## Begin DATASET EXCERPT

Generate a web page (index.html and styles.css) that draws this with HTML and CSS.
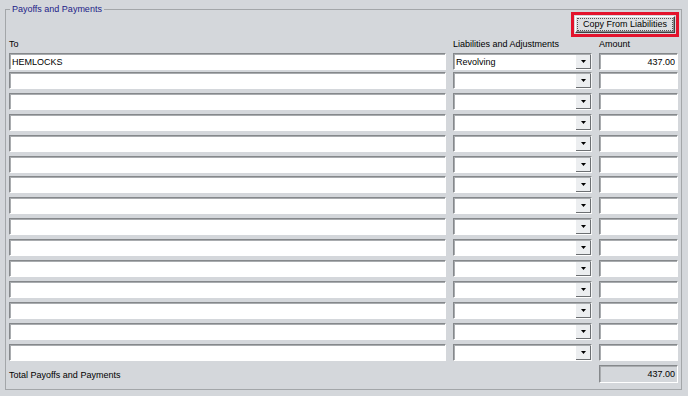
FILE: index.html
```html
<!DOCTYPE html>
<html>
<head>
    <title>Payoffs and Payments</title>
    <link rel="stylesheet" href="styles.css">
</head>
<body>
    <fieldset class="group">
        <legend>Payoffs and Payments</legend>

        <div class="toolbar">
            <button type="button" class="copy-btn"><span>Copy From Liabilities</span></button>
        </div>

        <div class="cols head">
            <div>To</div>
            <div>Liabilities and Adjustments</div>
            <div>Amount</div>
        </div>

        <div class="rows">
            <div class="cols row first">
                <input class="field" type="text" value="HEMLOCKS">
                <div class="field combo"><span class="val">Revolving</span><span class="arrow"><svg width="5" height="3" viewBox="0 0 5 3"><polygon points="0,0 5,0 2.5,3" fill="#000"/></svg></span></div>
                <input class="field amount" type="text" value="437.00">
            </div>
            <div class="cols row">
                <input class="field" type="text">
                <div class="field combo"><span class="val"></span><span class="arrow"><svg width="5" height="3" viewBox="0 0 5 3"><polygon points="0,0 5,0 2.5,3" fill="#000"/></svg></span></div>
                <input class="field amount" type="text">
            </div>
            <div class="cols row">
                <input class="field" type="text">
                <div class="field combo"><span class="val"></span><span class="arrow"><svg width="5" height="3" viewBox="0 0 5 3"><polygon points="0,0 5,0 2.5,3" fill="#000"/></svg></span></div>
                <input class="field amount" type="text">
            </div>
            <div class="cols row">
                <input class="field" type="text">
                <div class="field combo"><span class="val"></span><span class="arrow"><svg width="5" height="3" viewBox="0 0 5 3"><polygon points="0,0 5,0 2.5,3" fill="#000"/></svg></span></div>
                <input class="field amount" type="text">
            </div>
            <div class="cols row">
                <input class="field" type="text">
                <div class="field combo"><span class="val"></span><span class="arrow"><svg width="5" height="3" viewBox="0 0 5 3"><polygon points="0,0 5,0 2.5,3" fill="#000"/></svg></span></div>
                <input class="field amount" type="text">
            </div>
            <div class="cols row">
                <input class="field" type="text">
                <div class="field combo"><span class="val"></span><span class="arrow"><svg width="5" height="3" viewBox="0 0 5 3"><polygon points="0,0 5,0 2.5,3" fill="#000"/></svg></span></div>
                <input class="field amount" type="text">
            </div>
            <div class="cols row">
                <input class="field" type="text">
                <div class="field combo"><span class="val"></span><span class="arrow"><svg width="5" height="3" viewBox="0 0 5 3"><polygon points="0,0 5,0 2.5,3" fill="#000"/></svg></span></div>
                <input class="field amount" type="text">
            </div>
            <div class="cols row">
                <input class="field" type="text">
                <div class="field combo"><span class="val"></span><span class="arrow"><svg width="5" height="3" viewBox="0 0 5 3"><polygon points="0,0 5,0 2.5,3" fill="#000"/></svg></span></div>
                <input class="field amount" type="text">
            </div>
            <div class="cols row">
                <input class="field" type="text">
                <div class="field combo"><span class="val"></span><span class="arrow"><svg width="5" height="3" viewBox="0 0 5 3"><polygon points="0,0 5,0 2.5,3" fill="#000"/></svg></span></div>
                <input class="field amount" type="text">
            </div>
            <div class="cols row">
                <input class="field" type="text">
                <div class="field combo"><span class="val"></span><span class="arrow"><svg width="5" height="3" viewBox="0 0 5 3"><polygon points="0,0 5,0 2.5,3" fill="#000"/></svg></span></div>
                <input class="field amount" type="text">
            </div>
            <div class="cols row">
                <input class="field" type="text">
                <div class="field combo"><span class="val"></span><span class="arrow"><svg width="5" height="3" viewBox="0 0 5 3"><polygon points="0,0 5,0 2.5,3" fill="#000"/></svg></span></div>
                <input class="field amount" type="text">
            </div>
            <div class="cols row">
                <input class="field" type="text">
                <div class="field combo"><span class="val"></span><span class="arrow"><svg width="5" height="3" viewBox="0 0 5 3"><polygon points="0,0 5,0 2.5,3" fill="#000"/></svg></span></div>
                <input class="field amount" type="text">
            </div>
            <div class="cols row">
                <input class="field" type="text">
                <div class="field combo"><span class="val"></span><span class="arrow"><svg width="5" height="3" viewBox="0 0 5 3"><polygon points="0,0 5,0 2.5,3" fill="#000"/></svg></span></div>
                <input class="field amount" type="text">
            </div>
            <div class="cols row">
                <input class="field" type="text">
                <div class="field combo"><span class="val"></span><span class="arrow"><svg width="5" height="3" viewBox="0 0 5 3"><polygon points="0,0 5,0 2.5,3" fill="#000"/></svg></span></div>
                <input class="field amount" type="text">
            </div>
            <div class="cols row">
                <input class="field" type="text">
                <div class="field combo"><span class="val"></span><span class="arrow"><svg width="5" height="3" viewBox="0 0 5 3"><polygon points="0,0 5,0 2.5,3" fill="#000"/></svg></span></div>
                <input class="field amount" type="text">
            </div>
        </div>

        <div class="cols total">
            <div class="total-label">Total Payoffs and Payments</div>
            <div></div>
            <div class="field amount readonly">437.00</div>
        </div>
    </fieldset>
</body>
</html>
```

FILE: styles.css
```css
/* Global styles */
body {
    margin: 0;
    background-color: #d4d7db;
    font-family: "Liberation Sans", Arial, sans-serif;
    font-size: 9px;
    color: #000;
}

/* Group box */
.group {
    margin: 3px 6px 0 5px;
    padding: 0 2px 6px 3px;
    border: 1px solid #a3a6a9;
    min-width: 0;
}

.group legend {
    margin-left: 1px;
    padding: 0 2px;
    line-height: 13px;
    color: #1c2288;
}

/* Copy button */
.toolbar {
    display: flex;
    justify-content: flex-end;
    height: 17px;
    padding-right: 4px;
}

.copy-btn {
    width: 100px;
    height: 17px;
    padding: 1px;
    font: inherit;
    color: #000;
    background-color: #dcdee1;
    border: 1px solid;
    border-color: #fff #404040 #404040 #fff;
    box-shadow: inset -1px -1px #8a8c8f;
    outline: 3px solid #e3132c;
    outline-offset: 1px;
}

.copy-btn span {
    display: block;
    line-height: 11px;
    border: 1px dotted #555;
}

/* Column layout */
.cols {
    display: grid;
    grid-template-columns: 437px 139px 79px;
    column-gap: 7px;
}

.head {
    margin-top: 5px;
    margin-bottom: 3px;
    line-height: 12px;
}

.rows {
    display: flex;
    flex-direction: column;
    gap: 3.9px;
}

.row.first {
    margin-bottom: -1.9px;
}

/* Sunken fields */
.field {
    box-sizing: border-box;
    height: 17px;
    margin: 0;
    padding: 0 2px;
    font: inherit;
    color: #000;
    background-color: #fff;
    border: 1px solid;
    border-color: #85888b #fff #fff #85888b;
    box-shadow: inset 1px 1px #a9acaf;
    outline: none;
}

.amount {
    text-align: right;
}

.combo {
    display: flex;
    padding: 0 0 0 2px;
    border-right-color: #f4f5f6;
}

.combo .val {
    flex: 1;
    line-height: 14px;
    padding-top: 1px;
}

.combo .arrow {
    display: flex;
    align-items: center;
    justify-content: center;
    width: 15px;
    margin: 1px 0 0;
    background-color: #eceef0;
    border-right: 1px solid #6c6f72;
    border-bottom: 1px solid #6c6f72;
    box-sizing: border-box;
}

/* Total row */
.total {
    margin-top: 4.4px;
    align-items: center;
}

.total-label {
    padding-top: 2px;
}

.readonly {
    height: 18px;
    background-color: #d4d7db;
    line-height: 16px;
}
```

## End DATASET EXCERPT

WHAT YOU NEED TO DO
Set every line down exactly as written, leaving each picture out.

THE COMPLETED TASK
Generate a web page (index.html and styles.css) that draws this with HTML and CSS.
FILE: index.html
```html
<!DOCTYPE html>
<html>
<head>
    <title>Payoffs and Payments</title>
    <link rel="stylesheet" href="styles.css">
</head>
<body>
    <fieldset class="group">
        <legend>Payoffs and Payments</legend>

        <div class="toolbar">
            <button type="button" class="copy-btn"><span>Copy From Liabilities</span></button>
        </div>

        <div class="cols head">
            <div>To</div>
            <div>Liabilities and Adjustments</div>
            <div>Amount</div>
        </div>

        <div class="rows">
            <div class="cols row first">
                <input class="field" type="text" value="HEMLOCKS">
                <div class="field combo"><span class="val">Revolving</span><span class="arrow"><svg width="5" height="3" viewBox="0 0 5 3"><polygon points="0,0 5,0 2.5,3" fill="#000"/></svg></span></div>
                <input class="field amount" type="text" value="437.00">
            </div>
            <div class="cols row">
                <input class="field" type="text">
                <div class="field combo"><span class="val"></span><span class="arrow"><svg width="5" height="3" viewBox="0 0 5 3"><polygon points="0,0 5,0 2.5,3" fill="#000"/></svg></span></div>
                <input class="field amount" type="text">
            </div>
            <div class="cols row">
                <input class="field" type="text">
                <div class="field combo"><span class="val"></span><span class="arrow"><svg width="5" height="3" viewBox="0 0 5 3"><polygon points="0,0 5,0 2.5,3" fill="#000"/></svg></span></div>
                <input class="field amount" type="text">
            </div>
            <div class="cols row">
                <input class="field" type="text">
                <div class="field combo"><span class="val"></span><span class="arrow"><svg width="5" height="3" viewBox="0 0 5 3"><polygon points="0,0 5,0 2.5,3" fill="#000"/></svg></span></div>
                <input class="field amount" type="text">
            </div>
            <div class="cols row">
                <input class="field" type="text">
                <div class="field combo"><span class="val"></span><span class="arrow"><svg width="5" height="3" viewBox="0 0 5 3"><polygon points="0,0 5,0 2.5,3" fill="#000"/></svg></span></div>
                <input class="field amount" type="text">
            </div>
            <div class="cols row">
                <input class="field" type="text">
                <div class="field combo"><span class="val"></span><span class="arrow"><svg width="5" height="3" viewBox="0 0 5 3"><polygon points="0,0 5,0 2.5,3" fill="#000"/></svg></span></div>
                <input class="field amount" type="text">
            </div>
            <div class="cols row">
                <input class="field" type="text">
                <div class="field combo"><span class="val"></span><span class="arrow"><svg width="5" height="3" viewBox="0 0 5 3"><polygon points="0,0 5,0 2.5,3" fill="#000"/></svg></span></div>
                <input class="field amount" type="text">
            </div>
            <div class="cols row">
                <input class="field" type="text">
                <div class="field combo"><span class="val"></span><span class="arrow"><svg width="5" height="3" viewBox="0 0 5 3"><polygon points="0,0 5,0 2.5,3" fill="#000"/></svg></span></div>
                <input class="field amount" type="text">
            </div>
            <div class="cols row">
                <input class="field" type="text">
                <div class="field combo"><span class="val"></span><span class="arrow"><svg width="5" height="3" viewBox="0 0 5 3"><polygon points="0,0 5,0 2.5,3" fill="#000"/></svg></span></div>
                <input class="field amount" type="text">
            </div>
            <div class="cols row">
                <input class="field" type="text">
                <div class="field combo"><span class="val"></span><span class="arrow"><svg width="5" height="3" viewBox="0 0 5 3"><polygon points="0,0 5,0 2.5,3" fill="#000"/></svg></span></div>
                <input class="field amount" type="text">
            </div>
            <div class="cols row">
                <input class="field" type="text">
                <div class="field combo"><span class="val"></span><span class="arrow"><svg width="5" height="3" viewBox="0 0 5 3"><polygon points="0,0 5,0 2.5,3" fill="#000"/></svg></span></div>
                <input class="field amount" type="text">
            </div>
            <div class="cols row">
                <input class="field" type="text">
                <div class="field combo"><span class="val"></span><span class="arrow"><svg width="5" height="3" viewBox="0 0 5 3"><polygon points="0,0 5,0 2.5,3" fill="#000"/></svg></span></div>
                <input class="field amount" type="text">
            </div>
            <div class="cols row">
                <input class="field" type="text">
                <div class="field combo"><span class="val"></span><span class="arrow"><svg width="5" height="3" viewBox="0 0 5 3"><polygon points="0,0 5,0 2.5,3" fill="#000"/></svg></span></div>
                <input class="field amount" type="text">
            </div>
            <div class="cols row">
                <input class="field" type="text">
                <div class="field combo"><span class="val"></span><span class="arrow"><svg width="5" height="3" viewBox="0 0 5 3"><polygon points="0,0 5,0 2.5,3" fill="#000"/></svg></span></div>
                <input class="field amount" type="text">
            </div>
            <div class="cols row">
                <input class="field" type="text">
                <div class="field combo"><span class="val"></span><span class="arrow"><svg width="5" height="3" viewBox="0 0 5 3"><polygon points="0,0 5,0 2.5,3" fill="#000"/></svg></span></div>
                <input class="field amount" type="text">
            </div>
        </div>

        <div class="cols total">
            <div class="total-label">Total Payoffs and Payments</div>
            <div></div>
            <div class="field amount readonly">437.00</div>
        </div>
    </fieldset>
</body>
</html>
```

FILE: styles.css
```css
/* Global styles */
body {
    margin: 0;
    background-color: #d4d7db;
    font-family: "Liberation Sans", Arial, sans-serif;
    font-size: 9px;
    color: #000;
}

/* Group box */
.group {
    margin: 3px 6px 0 5px;
    padding: 0 2px 6px 3px;
    border: 1px solid #a3a6a9;
    min-width: 0;
}

.group legend {
    margin-left: 1px;
    padding: 0 2px;
    line-height: 13px;
    color: #1c2288;
}

/* Copy button */
.toolbar {
    display: flex;
    justify-content: flex-end;
    height: 17px;
    padding-right: 4px;
}

.copy-btn {
    width: 100px;
    height: 17px;
    padding: 1px;
    font: inherit;
    color: #000;
    background-color: #dcdee1;
    border: 1px solid;
    border-color: #fff #404040 #404040 #fff;
    box-shadow: inset -1px -1px #8a8c8f;
    outline: 3px solid #e3132c;
    outline-offset: 1px;
}

.copy-btn span {
    display: block;
    line-height: 11px;
    border: 1px dotted #555;
}

/* Column layout */
.cols {
    display: grid;
    grid-template-columns: 437px 139px 79px;
    column-gap: 7px;
}

.head {
    margin-top: 5px;
    margin-bottom: 3px;
    line-height: 12px;
}

.rows {
    display: flex;
    flex-direction: column;
    gap: 3.9px;
}

.row.first {
    margin-bottom: -1.9px;
}

/* Sunken fields */
.field {
    box-sizing: border-box;
    height: 17px;
    margin: 0;
    padding: 0 2px;
    font: inherit;
    color: #000;
    background-color: #fff;
    border: 1px solid;
    border-color: #85888b #fff #fff #85888b;
    box-shadow: inset 1px 1px #a9acaf;
    outline: none;
}

.amount {
    text-align: right;
}

.combo {
    display: flex;
    padding: 0 0 0 2px;
    border-right-color: #f4f5f6;
}

.combo .val {
    flex: 1;
    line-height: 14px;
    padding-top: 1px;
}

.combo .arrow {
    display: flex;
    align-items: center;
    justify-content: center;
    width: 15px;
    margin: 1px 0 0;
    background-color: #eceef0;
    border-right: 1px solid #6c6f72;
    border-bottom: 1px solid #6c6f72;
    box-sizing: border-box;
}

/* Total row */
.total {
    margin-top: 4.4px;
    align-items: center;
}

.total-label {
    padding-top: 2px;
}

.readonly {
    height: 18px;
    background-color: #d4d7db;
    line-height: 16px;
}
```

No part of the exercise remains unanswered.